### Data segment

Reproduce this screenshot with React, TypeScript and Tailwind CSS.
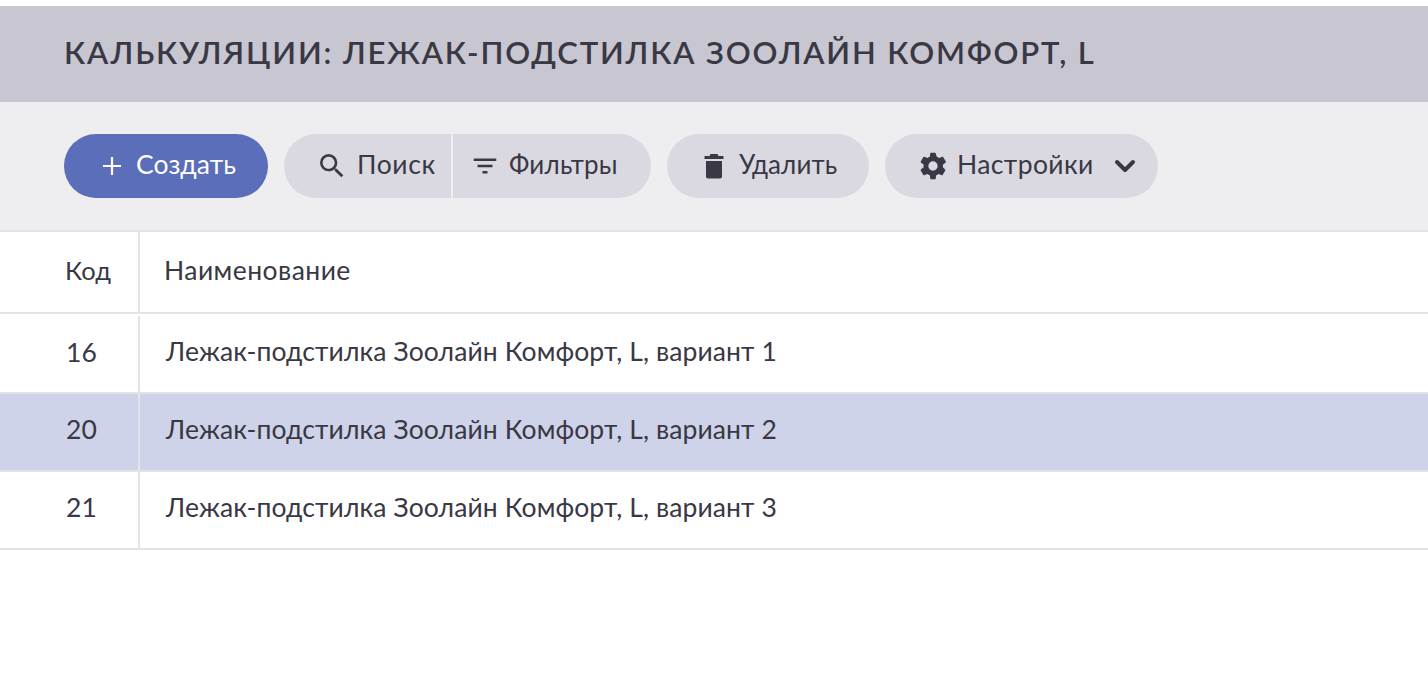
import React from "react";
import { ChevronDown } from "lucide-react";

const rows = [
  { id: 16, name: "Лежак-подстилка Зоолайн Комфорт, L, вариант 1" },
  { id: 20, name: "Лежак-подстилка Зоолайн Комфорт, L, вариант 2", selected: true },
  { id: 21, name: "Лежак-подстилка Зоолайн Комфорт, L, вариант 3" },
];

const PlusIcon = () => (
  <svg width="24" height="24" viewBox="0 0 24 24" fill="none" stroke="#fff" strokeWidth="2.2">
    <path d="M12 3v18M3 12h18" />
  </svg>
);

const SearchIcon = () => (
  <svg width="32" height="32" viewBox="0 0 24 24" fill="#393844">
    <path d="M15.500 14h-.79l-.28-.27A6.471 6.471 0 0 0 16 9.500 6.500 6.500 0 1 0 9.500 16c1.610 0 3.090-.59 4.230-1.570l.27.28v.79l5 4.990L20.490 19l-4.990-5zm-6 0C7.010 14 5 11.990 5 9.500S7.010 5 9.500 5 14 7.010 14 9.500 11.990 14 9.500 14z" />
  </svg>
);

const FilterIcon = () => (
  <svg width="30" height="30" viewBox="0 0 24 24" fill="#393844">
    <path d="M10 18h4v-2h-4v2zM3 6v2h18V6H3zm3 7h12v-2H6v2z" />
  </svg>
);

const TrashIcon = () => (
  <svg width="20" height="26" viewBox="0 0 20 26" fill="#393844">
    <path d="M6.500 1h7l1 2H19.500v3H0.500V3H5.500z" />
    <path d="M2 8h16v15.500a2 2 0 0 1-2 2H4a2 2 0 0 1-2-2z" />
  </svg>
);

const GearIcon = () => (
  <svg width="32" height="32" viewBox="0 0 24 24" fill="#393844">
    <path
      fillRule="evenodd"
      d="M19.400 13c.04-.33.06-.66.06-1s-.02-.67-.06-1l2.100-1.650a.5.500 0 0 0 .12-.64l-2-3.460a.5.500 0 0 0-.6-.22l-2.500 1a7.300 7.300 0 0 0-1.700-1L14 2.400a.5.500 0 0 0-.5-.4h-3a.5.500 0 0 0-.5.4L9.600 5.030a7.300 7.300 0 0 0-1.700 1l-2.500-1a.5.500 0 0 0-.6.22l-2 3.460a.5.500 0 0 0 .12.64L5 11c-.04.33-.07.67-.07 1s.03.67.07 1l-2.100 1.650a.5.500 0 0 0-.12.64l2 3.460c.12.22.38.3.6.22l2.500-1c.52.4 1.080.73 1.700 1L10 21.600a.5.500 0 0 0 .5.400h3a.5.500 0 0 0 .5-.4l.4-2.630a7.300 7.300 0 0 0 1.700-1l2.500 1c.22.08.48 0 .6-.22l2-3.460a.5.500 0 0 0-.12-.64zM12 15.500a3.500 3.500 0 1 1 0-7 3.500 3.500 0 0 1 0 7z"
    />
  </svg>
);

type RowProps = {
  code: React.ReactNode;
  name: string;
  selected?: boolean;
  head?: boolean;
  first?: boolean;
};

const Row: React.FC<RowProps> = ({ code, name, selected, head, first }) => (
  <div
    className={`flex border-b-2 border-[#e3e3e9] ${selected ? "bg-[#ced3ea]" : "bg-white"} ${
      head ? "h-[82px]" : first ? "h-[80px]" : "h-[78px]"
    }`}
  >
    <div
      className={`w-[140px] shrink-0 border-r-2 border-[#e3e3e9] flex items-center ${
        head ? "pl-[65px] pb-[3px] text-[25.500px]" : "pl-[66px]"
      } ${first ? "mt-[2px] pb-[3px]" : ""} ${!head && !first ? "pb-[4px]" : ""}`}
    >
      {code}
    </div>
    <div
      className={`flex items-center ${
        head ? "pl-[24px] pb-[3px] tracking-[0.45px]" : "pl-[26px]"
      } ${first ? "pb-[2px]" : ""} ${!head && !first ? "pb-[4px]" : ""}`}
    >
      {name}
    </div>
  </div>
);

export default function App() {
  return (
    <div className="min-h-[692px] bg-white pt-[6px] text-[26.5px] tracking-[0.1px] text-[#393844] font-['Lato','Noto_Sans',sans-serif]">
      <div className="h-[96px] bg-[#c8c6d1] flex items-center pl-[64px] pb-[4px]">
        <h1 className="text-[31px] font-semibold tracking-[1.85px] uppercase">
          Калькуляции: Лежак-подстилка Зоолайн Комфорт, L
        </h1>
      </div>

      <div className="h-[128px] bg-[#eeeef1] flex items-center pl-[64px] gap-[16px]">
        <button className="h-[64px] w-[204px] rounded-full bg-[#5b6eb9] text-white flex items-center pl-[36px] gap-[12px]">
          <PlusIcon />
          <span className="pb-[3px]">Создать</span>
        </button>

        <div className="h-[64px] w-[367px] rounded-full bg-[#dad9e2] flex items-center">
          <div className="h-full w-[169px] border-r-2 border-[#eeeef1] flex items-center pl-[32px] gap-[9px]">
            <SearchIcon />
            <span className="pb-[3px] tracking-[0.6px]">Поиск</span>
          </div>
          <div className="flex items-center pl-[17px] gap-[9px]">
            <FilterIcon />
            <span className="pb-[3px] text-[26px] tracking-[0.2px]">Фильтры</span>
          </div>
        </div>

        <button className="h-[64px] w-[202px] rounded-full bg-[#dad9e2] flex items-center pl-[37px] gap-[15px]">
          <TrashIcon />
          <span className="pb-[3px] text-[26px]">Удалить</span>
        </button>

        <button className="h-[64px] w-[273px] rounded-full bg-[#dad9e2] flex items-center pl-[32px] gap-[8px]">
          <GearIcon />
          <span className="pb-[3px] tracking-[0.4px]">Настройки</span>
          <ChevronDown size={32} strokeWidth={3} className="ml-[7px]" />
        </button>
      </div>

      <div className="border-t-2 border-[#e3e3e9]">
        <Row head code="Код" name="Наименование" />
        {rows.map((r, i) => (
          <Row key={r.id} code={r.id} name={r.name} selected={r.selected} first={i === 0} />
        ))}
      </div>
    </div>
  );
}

######

### Problem requirements
Repeat the material above verbatim. Leave the pictures behind.

### Answer in full
Reproduce this screenshot with React, TypeScript and Tailwind CSS.
import React from "react";
import { ChevronDown } from "lucide-react";

const rows = [
  { id: 16, name: "Лежак-подстилка Зоолайн Комфорт, L, вариант 1" },
  { id: 20, name: "Лежак-подстилка Зоолайн Комфорт, L, вариант 2", selected: true },
  { id: 21, name: "Лежак-подстилка Зоолайн Комфорт, L, вариант 3" },
];

const PlusIcon = () => (
  <svg width="24" height="24" viewBox="0 0 24 24" fill="none" stroke="#fff" strokeWidth="2.2">
    <path d="M12 3v18M3 12h18" />
  </svg>
);

const SearchIcon = () => (
  <svg width="32" height="32" viewBox="0 0 24 24" fill="#393844">
    <path d="M15.500 14h-.79l-.28-.27A6.471 6.471 0 0 0 16 9.500 6.500 6.500 0 1 0 9.500 16c1.610 0 3.090-.59 4.230-1.570l.27.28v.79l5 4.990L20.490 19l-4.990-5zm-6 0C7.010 14 5 11.990 5 9.500S7.010 5 9.500 5 14 7.010 14 9.500 11.990 14 9.500 14z" />
  </svg>
);

const FilterIcon = () => (
  <svg width="30" height="30" viewBox="0 0 24 24" fill="#393844">
    <path d="M10 18h4v-2h-4v2zM3 6v2h18V6H3zm3 7h12v-2H6v2z" />
  </svg>
);

const TrashIcon = () => (
  <svg width="20" height="26" viewBox="0 0 20 26" fill="#393844">
    <path d="M6.500 1h7l1 2H19.500v3H0.500V3H5.500z" />
    <path d="M2 8h16v15.500a2 2 0 0 1-2 2H4a2 2 0 0 1-2-2z" />
  </svg>
);

const GearIcon = () => (
  <svg width="32" height="32" viewBox="0 0 24 24" fill="#393844">
    <path
      fillRule="evenodd"
      d="M19.400 13c.04-.33.06-.66.06-1s-.02-.67-.06-1l2.100-1.650a.5.500 0 0 0 .12-.64l-2-3.460a.5.500 0 0 0-.6-.22l-2.500 1a7.300 7.300 0 0 0-1.700-1L14 2.400a.5.500 0 0 0-.5-.4h-3a.5.500 0 0 0-.5.4L9.600 5.030a7.300 7.300 0 0 0-1.700 1l-2.500-1a.5.500 0 0 0-.6.22l-2 3.460a.5.500 0 0 0 .12.64L5 11c-.04.33-.07.67-.07 1s.03.67.07 1l-2.100 1.650a.5.500 0 0 0-.12.64l2 3.460c.12.22.38.3.6.22l2.500-1c.52.4 1.080.73 1.700 1L10 21.600a.5.500 0 0 0 .5.400h3a.5.500 0 0 0 .5-.4l.4-2.630a7.300 7.300 0 0 0 1.700-1l2.500 1c.22.08.48 0 .6-.22l2-3.460a.5.500 0 0 0-.12-.64zM12 15.500a3.500 3.500 0 1 1 0-7 3.500 3.500 0 0 1 0 7z"
    />
  </svg>
);

type RowProps = {
  code: React.ReactNode;
  name: string;
  selected?: boolean;
  head?: boolean;
  first?: boolean;
};

const Row: React.FC<RowProps> = ({ code, name, selected, head, first }) => (
  <div
    className={`flex border-b-2 border-[#e3e3e9] ${selected ? "bg-[#ced3ea]" : "bg-white"} ${
      head ? "h-[82px]" : first ? "h-[80px]" : "h-[78px]"
    }`}
  >
    <div
      className={`w-[140px] shrink-0 border-r-2 border-[#e3e3e9] flex items-center ${
        head ? "pl-[65px] pb-[3px] text-[25.500px]" : "pl-[66px]"
      } ${first ? "mt-[2px] pb-[3px]" : ""} ${!head && !first ? "pb-[4px]" : ""}`}
    >
      {code}
    </div>
    <div
      className={`flex items-center ${
        head ? "pl-[24px] pb-[3px] tracking-[0.45px]" : "pl-[26px]"
      } ${first ? "pb-[2px]" : ""} ${!head && !first ? "pb-[4px]" : ""}`}
    >
      {name}
    </div>
  </div>
);

export default function App() {
  return (
    <div className="min-h-[692px] bg-white pt-[6px] text-[26.5px] tracking-[0.1px] text-[#393844] font-['Lato','Noto_Sans',sans-serif]">
      <div className="h-[96px] bg-[#c8c6d1] flex items-center pl-[64px] pb-[4px]">
        <h1 className="text-[31px] font-semibold tracking-[1.85px] uppercase">
          Калькуляции: Лежак-подстилка Зоолайн Комфорт, L
        </h1>
      </div>

      <div className="h-[128px] bg-[#eeeef1] flex items-center pl-[64px] gap-[16px]">
        <button className="h-[64px] w-[204px] rounded-full bg-[#5b6eb9] text-white flex items-center pl-[36px] gap-[12px]">
          <PlusIcon />
          <span className="pb-[3px]">Создать</span>
        </button>

        <div className="h-[64px] w-[367px] rounded-full bg-[#dad9e2] flex items-center">
          <div className="h-full w-[169px] border-r-2 border-[#eeeef1] flex items-center pl-[32px] gap-[9px]">
            <SearchIcon />
            <span className="pb-[3px] tracking-[0.6px]">Поиск</span>
          </div>
          <div className="flex items-center pl-[17px] gap-[9px]">
            <FilterIcon />
            <span className="pb-[3px] text-[26px] tracking-[0.2px]">Фильтры</span>
          </div>
        </div>

        <button className="h-[64px] w-[202px] rounded-full bg-[#dad9e2] flex items-center pl-[37px] gap-[15px]">
          <TrashIcon />
          <span className="pb-[3px] text-[26px]">Удалить</span>
        </button>

        <button className="h-[64px] w-[273px] rounded-full bg-[#dad9e2] flex items-center pl-[32px] gap-[8px]">
          <GearIcon />
          <span className="pb-[3px] tracking-[0.4px]">Настройки</span>
          <ChevronDown size={32} strokeWidth={3} className="ml-[7px]" />
        </button>
      </div>

      <div className="border-t-2 border-[#e3e3e9]">
        <Row head code="Код" name="Наименование" />
        {rows.map((r, i) => (
          <Row key={r.id} code={r.id} name={r.name} selected={r.selected} first={i === 0} />
        ))}
      </div>
    </div>
  );
}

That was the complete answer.